· Città del Vaticano ·

L’ex terrorista e il ragazzino nel nuovo romanzo di Daniela Grandinetti

Per uscire dal guscio

Hieronymus Bosch, «La visione di Tundalo» (1520-1530, particolare)
05 dicembre 2020

«Michele era un ragazzino con una storia difficile, era stato messo sulla mia strada come un albero spezzato che ti blocca in transito mentre sei alla guida». Una terrorista esce di galera dopo vent’anni e va a prestare la sua opera in una casa di accoglienza per minori, con l’obbligo di firma settimanale. Ha preso le armi in mano per motivi che vanno da un idealismo senza sconti alla presa di coscienza delle ingiustizie sociali, fin dagli anni delle elementari. Oriana, questo il suo nome, non cerca scusanti: nella clausura forzata ha imparato che i giudizi moralistici lasciano il tempo che trovano, e una sorta di asciutto fatalismo è divenuto il suo modus vivendi. Le mani in tasca (Viterbo, AughEdizioni, 2020, pagine 215, euro 14) di Daniela Grandinetti, già autrice dell’intrigante La malasorte, è l’asciutta, dettagliata ma nello stesso tempo fluida narrazione di tre figure che si incrociano negli anni di piombo: una donna che sceglie la lotta armata, un giovane che la ama e un ragazzino che viene da una storia domestica fatta di droga e sporcizia.

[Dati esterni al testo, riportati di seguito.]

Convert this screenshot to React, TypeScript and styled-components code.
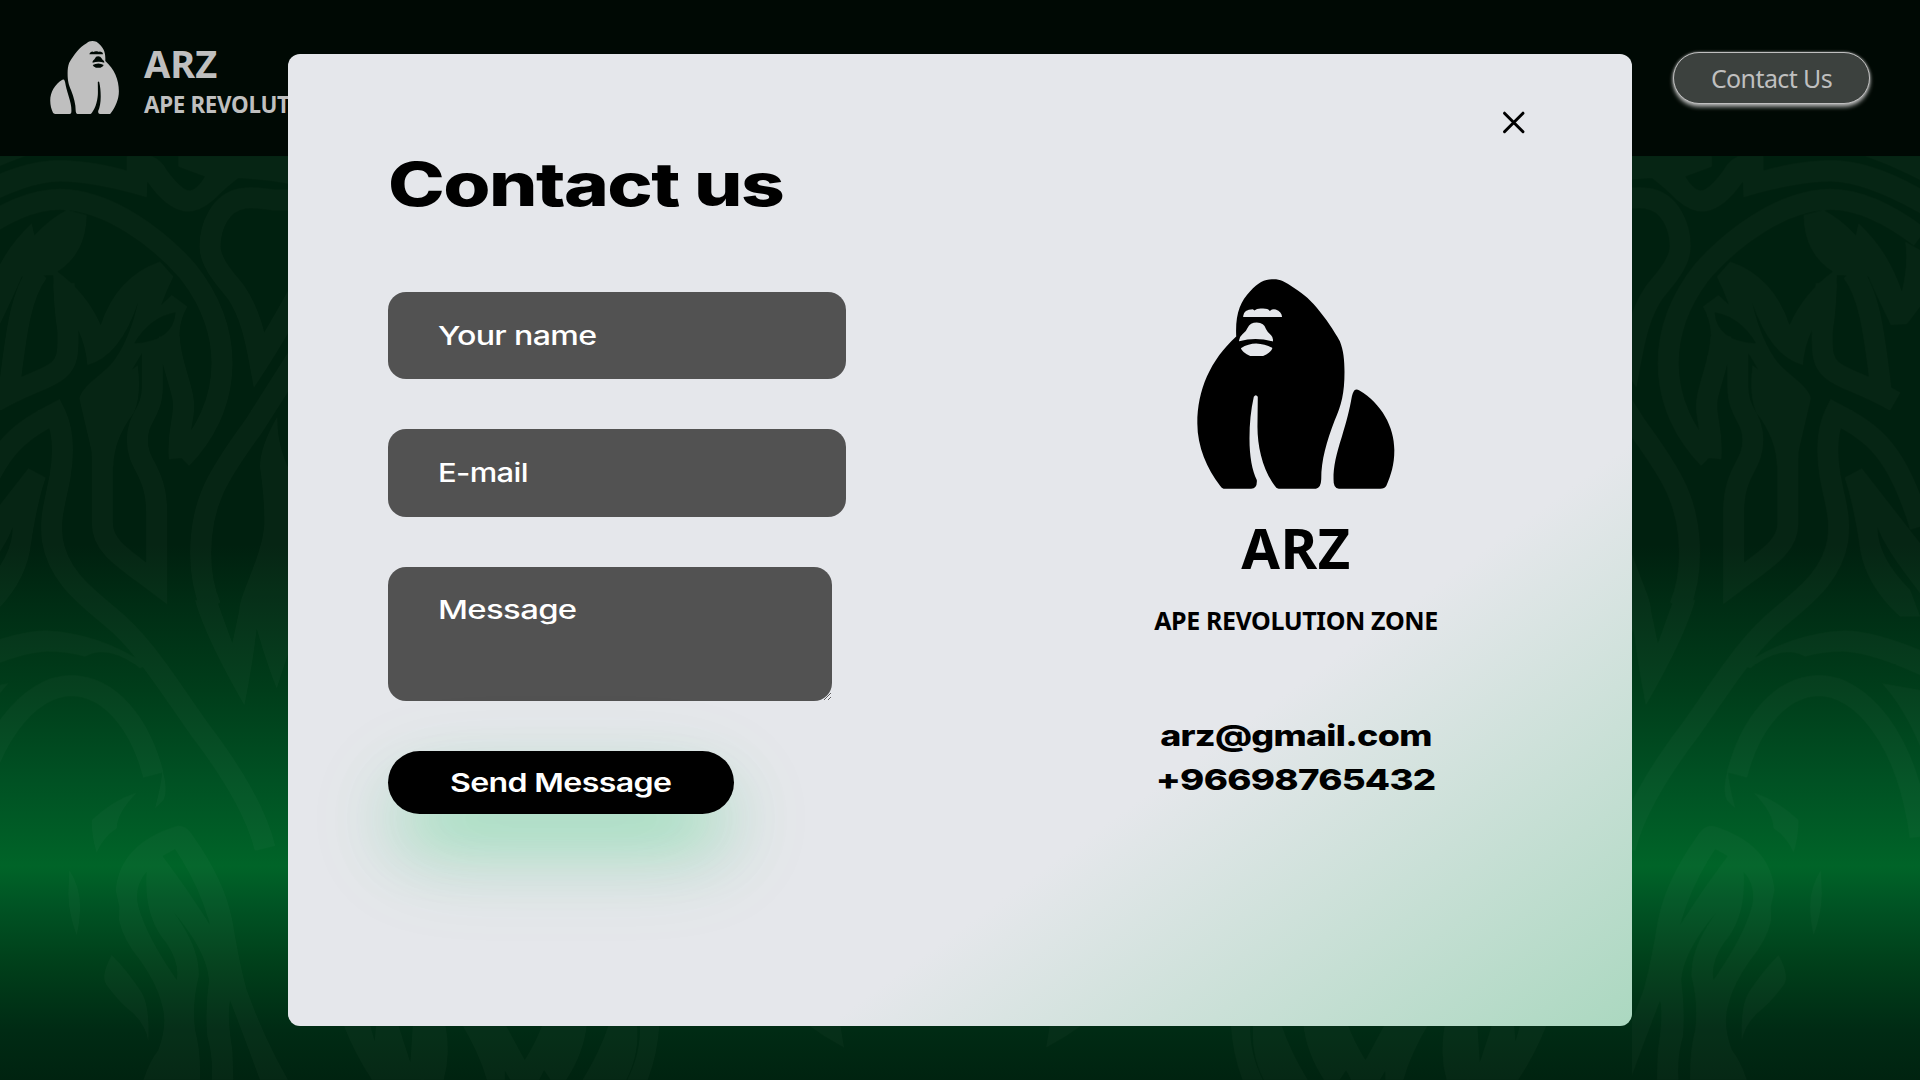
import React from "react";
import styled, { createGlobalStyle } from "styled-components";

const GlobalStyle = createGlobalStyle`
  *, *::before, *::after { box-sizing: border-box; }
  html, body { margin: 0; height: 100%; overflow: hidden; background: #00200f; }
  h1, h2, p { margin: 0; }
`;

const brandFont = `"Noto Sans", "Open Sans", sans-serif`;
const displayFont = `Inter, "DejaVu Sans", sans-serif`;

const Page = styled.div`
  position: relative;
  width: 1920px;
  height: 1080px;
  overflow: hidden;
  font-family: ${brandFont};
  background: linear-gradient(
    180deg,
    #00200f 0,
    #00200f 545px,
    #002d14 605px,
    #003d1a 690px,
    #005123 780px,
    #006428 866px,
    #005424 905px,
    #003f1a 965px,
    #002b14 1030px,
    #002310 1080px
  );
`;

const Pattern = styled.svg`
  position: absolute;
  inset: 0;
  width: 1920px;
  height: 1080px;
`;

const Header = styled.header`
  position: relative;
  display: flex;
  justify-content: space-between;
  align-items: flex-start;
  height: 156px;
  padding: 41px 50px 0;
  background: #000904;
  color: #bfbfbf;
`;

const Brand = styled.div`
  display: flex;
  gap: 25px;
`;

const BrandText = styled.div`
  display: flex;
  flex-direction: column;
  white-space: nowrap;
  font-weight: 700;
`;

const BrandName = styled.span`
  font-size: 38px;
  line-height: 45px;
`;

const BrandTag = styled.span`
  font-size: 22.4px;
  line-height: 37px;
  letter-spacing: -0.32px;
`;

const NavButton = styled.button`
  width: 197px;
  height: 52px;
  margin-top: 11px;
  padding: 0;
  border: 1px solid #bfbfbf;
  border-radius: 26px;
  background: #3c413e;
  box-shadow: 0 3px 4px rgba(191, 191, 191, 0.85), 0 0 3px rgba(191, 191, 191, 0.7);
  color: #bfbfbf;
  font: 400 25px/49px ${brandFont};
  letter-spacing: -0.6px;
`;

const Overlay = styled.div`
  position: absolute;
  inset: 0;
  display: flex;
  align-items: center;
  justify-content: center;
`;

const Modal = styled.section`
  display: grid;
  grid-template-columns: 1fr 472px;
  width: 1344px;
  height: 972px;
  padding: 0 100px;
  border-radius: 12px;
  overflow: hidden;
  color: #000;
  background: linear-gradient(to bottom right, #e5e7eb 0, #e5e7eb 70%, #abd8c0 100%);
`;

const FormColumn = styled.div`
  display: flex;
  flex-direction: column;
  align-items: flex-start;
  padding-top: 96px;
`;

const Stretch = styled.span<{ $x: number; $center?: boolean }>`
  display: inline-block;
  white-space: nowrap;
  letter-spacing: -0.02em;
  transform: scaleX(${(p) => p.$x});
  transform-origin: ${(p) => (p.$center ? "center" : "left")};
`;

const Title = styled.h1`
  height: 72px;
  font: 800 60px/69px ${displayFont};
`;

const Form = styled.form`
  display: flex;
  flex-direction: column;
  align-items: flex-start;
  gap: 50px;
  margin-top: 70px;
`;

const Field = styled.label<{ $w: number }>`
  display: grid;
  width: ${(p) => p.$w}px;
  font: 500 26px/32px ${displayFont};
  color: #fff;
  & > * { grid-area: 1 / 1; }
`;

const Hint = styled.span`
  padding: 27.7px 50px;
  z-index: 1;
  pointer-events: none;
`;

const Input = styled.input`
  width: 100%;
  height: 87.4px;
  padding: 0 50px;
  border: 0;
  border-radius: 18px;
  background: #525252;
  color: inherit;
  font: inherit;
`;

const TextArea = styled.textarea`
  display: block;
  width: 100%;
  height: 134px;
  padding: 28px 50px;
  border: 0;
  border-radius: 18px;
  background: #525252;
  color: inherit;
  font: inherit;
  overflow: auto;
`;

const SendButton = styled.button`
  width: 346px;
  height: 63px;
  padding: 0;
  border: 0;
  border-radius: 32px;
  background: #000;
  color: #fff;
  font: 600 26px/63px ${displayFont};
  box-shadow: 0 36px 68px -14px rgba(0, 209, 83, 0.42), 0 36px 100px rgba(0, 180, 90, 0.14);
`;

const InfoColumn = styled.div`
  display: flex;
  flex-direction: column;
`;

const CloseRow = styled.div`
  display: flex;
  justify-content: flex-end;
  height: 225px;
  padding: 56px 6px 0 0;
`;

const CloseButton = styled.button`
  width: 24px;
  height: 24px;
  padding: 0;
  border: 0;
  background: none;
`;

const InfoBody = styled.div`
  display: flex;
  flex-direction: column;
  align-items: center;
  white-space: nowrap;
`;

const InfoName = styled.h2`
  margin-top: 20px;
  font: 700 56px/76px ${brandFont};
  letter-spacing: 0.5px;
`;

const InfoTag = styled.p`
  margin-top: 17px;
  font: 700 25px/36px ${brandFont};
  letter-spacing: -0.4px;
`;

const Contacts = styled.div`
  display: flex;
  flex-direction: column;
  align-items: center;
  margin-top: 76px;
  font: 800 29px/44px ${displayFont};
`;

const Gorilla = ({ width, height, flip }: { width: number; height: number; flip?: boolean }) => (
  <svg width={width} height={height} viewBox="110 56 596 631" preserveAspectRatio="none" fill="currentColor">
    <g transform={flip ? "translate(816 0) scale(-1 1)" : undefined} fillRule="evenodd">
      <path
        d="M228 229C225 160 240 125 270 93C295 65 315 57 340 57C362 57 375 65 390 75C425 97 445 112 470 142C500 178 520 208 540 243C551 270 554 300 554 335C554 400 545 435 524 482C500 545 484 600 484 658Q483 685 468 686H356Q349 686 344 677C308 630 292 560 292 500L293 410Q287 400 281 410C272 450 268 490 268 535C268 590 276 630 290 660Q292 686 273 686H190Q184 685 180 678C140 625 111 560 111 490C111 390 150 300 228 229Z
        M249 167Q251 148 278 147L283 151Q290 144 305 145Q323 144 329 152Q338 145 347 148Q365 155 366 170H249Z
        M262 203Q270 187 290 187Q312 187 318 207Q322 216 333 225Q341 233 338 244Q288 229 237 243Q235 233 246 223Q258 214 262 203Z
        M242 264Q265 250 288 250Q315 251 337 263Q333 278 309 287H270Q247 278 242 264Z"
      />
      <path d="M584 390Q590 385 599 391C665 430 704 500 704 570C704 615 694 645 680 677Q675 686 662 686H537Q520 686 521 658C520 620 530 580 546 530C561 480 569 450 575 415Q578 397 584 390Z" />
    </g>
  </svg>
);

const SidePattern = () => (
  <>
    <g fill="none" stroke="#fff" strokeWidth="63" strokeLinejoin="miter">
      <path d="M-90 262Q60 148 180 148C330 150 480 270 560 360C640 460 666 560 666 640C666 760 610 860 545 925" />
      <path d="M538 925C530 830 560 800 548 740C535 680 508 620 508 560" />
      <path d="M115 365C65 430 50 530 28 715" />
      <path d="M-15 755C80 700 140 690 175 660C205 635 204 600 204 560C204 510 195 470 192 400" />
      <path d="M307 890V1120C307 1190 370 1225 470 1300V1090C470 960 412 950 412 870C412 800 457 790 457 710V590" />
      <path d="M900 150H820C780 145 760 140 730 145C660 155 630 230 630 290C630 340 680 390 710 430C750 490 765 560 778 630Q830 550 890 440" />
      <path d="M900 610L760 830C650 980 602 1060 602 1210C602 1280 615 1330 632 1370" />
      <path d="M-90 1130C-20 900 50 850 165 790C195 850 190 920 180 980C160 1080 150 1100 157 1170C175 1280 260 1340 330 1400C430 1480 500 1600 600 1740Q760 1950 795 2095" />
      <path d="M-90 2060C-50 1760 90 1607 215 1607C330 1610 420 1720 460 1875" />
    </g>
    <g fill="#fff" fillRule="evenodd">
      <path d="M-90 115Q60 30 180 30Q300 35 380 62V18H455Q485 30 500 60Q545 122 570 122Q590 120 615 80L535 50V18H884V105Q820 90 715 84Q680 110 640 150Q600 185 560 185Q500 180 442 95L440 142Q280 95 180 95Q80 95 -90 190Z" />
      <path d="M-90 18H80Q20 35 -90 90Z" />
      <path d="M-35 425C-10 350 30 280 95 220L103 256Q150 205 200 180L260 195Q258 310 172 365Q260 430 302 525Q350 380 480 335L520 380Q500 420 483 465L515 435L562 470Q538 510 538 560L500 640L425 610L395 660L413 645Q425 740 400 790Q340 870 340 950L276 930L275 905L238 745C250 700 320 670 350 620Q390 560 415 455Q360 620 262 645Q258 590 235 540H172Q160 470 160 375L65 380Q40 440 -2 525L-50 522L-90 470V300L-45 275Q-55 340 -35 425ZM402 580Q450 500 527 487Q520 575 402 580Z" />
      <path d="M832 800Q780 890 780 950Q794 1050 793 1120C790 1210 720 1330 718 1380L697 1480L650 1350L585 1350Q620 1470 733 1665Q755 1560 770 1435Q800 1540 830 1615L884 1450V990Q830 900 832 800Z" />
      <path d="M-90 1180L85 955L137 983Q110 1060 90 1200Q70 1310 -30 1400L-90 1400L-60 1320Q40 1220 38 1130Q20 1190 -90 1330Z" />
      <path d="M-90 1500Q60 1440 140 1442Q300 1450 440 1545L420 1555Q360 1506 300 1506Q270 1510 255 1520Q200 1505 140 1505Q60 1508 -90 1575Z" />
      <path d="M25 1600L-90 1620V1790Q-40 1670 25 1600Z" />
      <path d="M275 2010Q340 1950 410 1928Q350 1990 350 2035Q310 2060 290 2108Q275 2060 275 2010Z" />
      <path d="M487 1860Q505 1920 490 1950L465 1975Q485 1900 487 1860Z" />
      <path d="M208 2160Q240 2210 240 2270Q240 2310 230 2355Q205 2290 205 2230Z" />
      <path d="M335 2415Q300 2480 320 2505Q360 2560 400 2590Q440 2630 445 2675Q450 2560 420 2520Q380 2460 335 2415Z" />
      <path d="M530 2028Q560 2025 580 2060Q680 2200 700 2330Q720 2450 740 2520Q790 2660 864 2790H780Q740 2680 690 2550Q680 2600 697 2700L700 2790H635Q640 2720 622 2660Q615 2580 627 2490Q620 2400 515 2280Q600 2390 596 2480Q575 2560 585 2640Q602 2700 600 2790H430Q450 2730 475 2700Q505 2620 485 2560Q470 2500 420 2430Q370 2370 357 2310L358 2270L347 2220Q360 2080 530 2028ZM487 2118L525 2097Q600 2210 630 2325Q550 2200 487 2118ZM440 2165Q400 2210 415 2270Q440 2360 530 2490Q540 2440 500 2380Q430 2300 440 2165Z" />
    </g>
  </>
);

const FooterPattern = () => (
  <g fill="#fff">
    <path d="M108 130H160L170 185L173 130H215L240 248L245 130H268Q280 200 265 300H165Q130 220 108 130Z" />
    <path d="M268 130H308Q320 220 305 300H262Q275 220 268 130Z" />
    <path d="M340 130H425L464 240Q485 190 500 130H586Q580 220 545 300H515L502 270L492 300H436L425 272V300H390Q375 220 340 130Z" />
    <path d="M630 130H684Q690 220 663 300H577Q610 220 630 130Z" />
    <path d="M690 130H728Q725 220 705 300H665Q692 220 690 130Z" />
    <path d="M1015 130H1082L1090 203Q1050 170 1015 130Z" />
  </g>
);

const Backdrop = () => (
  <Pattern viewBox="0 0 1920 1080">
    <defs>
      <clipPath id="left"><rect width="288" height="1080" /></clipPath>
      <clipPath id="right"><rect x="1632" width="288" height="1080" /></clipPath>
    </defs>
    <g opacity="0.024">
      <g clipPath="url(#left)">
        <g transform="translate(0 150) scale(.33333)"><SidePattern /></g>
      </g>
      <g clipPath="url(#right)">
        <g transform="translate(1890.3 150) scale(-.33333 .33333)"><SidePattern /></g>
      </g>
      <g transform="translate(288 980) scale(.5102 .33333)"><FooterPattern /></g>
      <g transform="translate(1602.3 980) scale(-.5102 .33333)"><FooterPattern /></g>
    </g>
  </Pattern>
);

export default function App() {
  return (
    <Page>
      <GlobalStyle />
      <Backdrop />
      <Header>
        <Brand>
          <Gorilla width={69} height={73} flip />
          <BrandText>
            <BrandName>ARZ</BrandName>
            <BrandTag>APE REVOLUTION ZONE</BrandTag>
          </BrandText>
        </Brand>
        <NavButton>Contact Us</NavButton>
      </Header>
      <Overlay>
        <Modal>
          <FormColumn>
            <Title><Stretch $x={1.272}>Contact us</Stretch></Title>
            <Form>
              <Field $w={458}>
                <Input type="text" />
                <Hint><Stretch $x={1.235}>Your name</Stretch></Hint>
              </Field>
              <Field $w={458}>
                <Input type="email" />
                <Hint><Stretch $x={1.19}>E-mail</Stretch></Hint>
              </Field>
              <Field $w={444}>
                <TextArea />
                <Hint><Stretch $x={1.265}>Message</Stretch></Hint>
              </Field>
              <SendButton type="button"><Stretch $x={1.235} $center>Send Message</Stretch></SendButton>
            </Form>
          </FormColumn>
          <InfoColumn>
            <CloseRow>
              <CloseButton aria-label="Close">
                <svg width="24" height="24" viewBox="0 0 24 24" fill="none" stroke="#000" strokeWidth="3" strokeLinecap="round">
                  <path d="M2.5 3.2l18.5 18.5M21 3.2l-18.5 18.5" />
                </svg>
              </CloseButton>
            </CloseRow>
            <InfoBody>
              <Gorilla width={198} height={210} />
              <InfoName>ARZ</InfoName>
              <InfoTag>APE REVOLUTION ZONE</InfoTag>
              <Contacts>
                <Stretch $x={1.235} $center>arz@gmail.com</Stretch>
                <Stretch $x={1.265} $center>+96698765432</Stretch>
              </Contacts>
            </InfoBody>
          </InfoColumn>
        </Modal>
      </Overlay>
    </Page>
  );
}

Grandinetti riesce anche stavolta a dare voce a chi si è spinto ai margini, senza scorciatoie, lasciando parlare i fatti e le voci profonde, dolenti, dei personaggi. Se in La malasorte si era stagliata la figura di una bambina vittima sacrificale di una società che potremmo definire arcaica se non si trattasse di un passato recente, in cui il povero è oggetto dell’arbitrio del potente, Le mani in tasca sono la narrazione di una sconfitta di molti: dello Stato, che non fu in grado di dare risposte decise allo stragismo degli Ottanta, di chi, come Dario, prese il treno sbagliato nel momento sbagliato (quello che saltò in aria il 2 agosto 1980), di chi pensò di affrettare la rivoluzione imbracciando le armi, e anche di chi, come Michele, si è trovato gettato nella vita in una famiglia in cui i genitori sono vittime — e carnefici — delle droghe.

Ma la storia di Le mani in tasca nasconde qualcosa d’altro, che è parte integrante di quelle sconfitte e che però rappresenta anche la ricostruzione: sociale, personale, affettiva. Nel mondo del volontariato la partecipazione emotiva subentra alla costrizione legale, ed emerge finalmente una strada che sembrava impossibile. Un ragazzino cresciuto nell’immondizia e nella violenza è l’inconsapevole artefice della rinascita dell’ex terrorista che sembrava avviata a una vita di recriminazioni o riflessioni amare sul non senso dell’esistenza. In questo rovesciamento di ruoli e prospettive sta la forza di un romanzo che non conosce scorciatoie.

La vita da reclusa è descritta in tutta la sua fisicità e nel suo impietoso accadere, con le sue violenze e i suoi spazi in cui porsi domande senza risposte. L’amore negato, quello che avrebbe potuto legare Dario e Oriana, rinasce dove non ti aspetteresti, sotto forme diverse da quelle sempre paventate dalla protagonista: la violenza, la sopraffazione, la noia, i ruoli. Nasce in un centro di accoglienza in cui fa la sua apparizione l’innocenza allo stato puro, quella dello sguardo perduto di chi, a 11 anni, ha conosciuto l’opposto di ciò che un ragazzino di quell’età dovrebbe vedere e subire. L’obbligo, diventato volontariato interiore, risuona di un motivo profondo: quel bisogno di uscire dal guscio, dalla protezione autoimpostasi per nascondere la paura di essere feriti, che accomuna il ragazzino e la terrorista. «Io e Michele eravamo uguali: due scrigni chiusi in fondo a un mare di luce».

La rinascita dell’amore (e questa capacità amebica di manifestarsi in modi così differenti è colta puntualmente dalla narrazione) permette finalmente al sentimento, depurato dal possesso, di uscire alla luce. E diventa gioia, accettazione di sè, finalmente, coscienza di avere intrapreso la strada del vero cambiamento, che è quello del darsi gratis e senza se e ma.

Le storie narrate da Grandinetti divengono tutt’uno con la Storia, senza perdere quella leggera aura di favola dolente esemplata dalla voce fuori campo del ragazzo innamorato di Oriana e vittima a Bologna, che guarda dal cielo la nuova vita che nasce dall’incontro in una casa di accoglienza e chiude il romanzo in un modo davvero inusuale nel nostro panorama narrativo, in grado di raccontare la nascita della speranza anche là dove sembrerebbe che la follia l’abbia cancellata.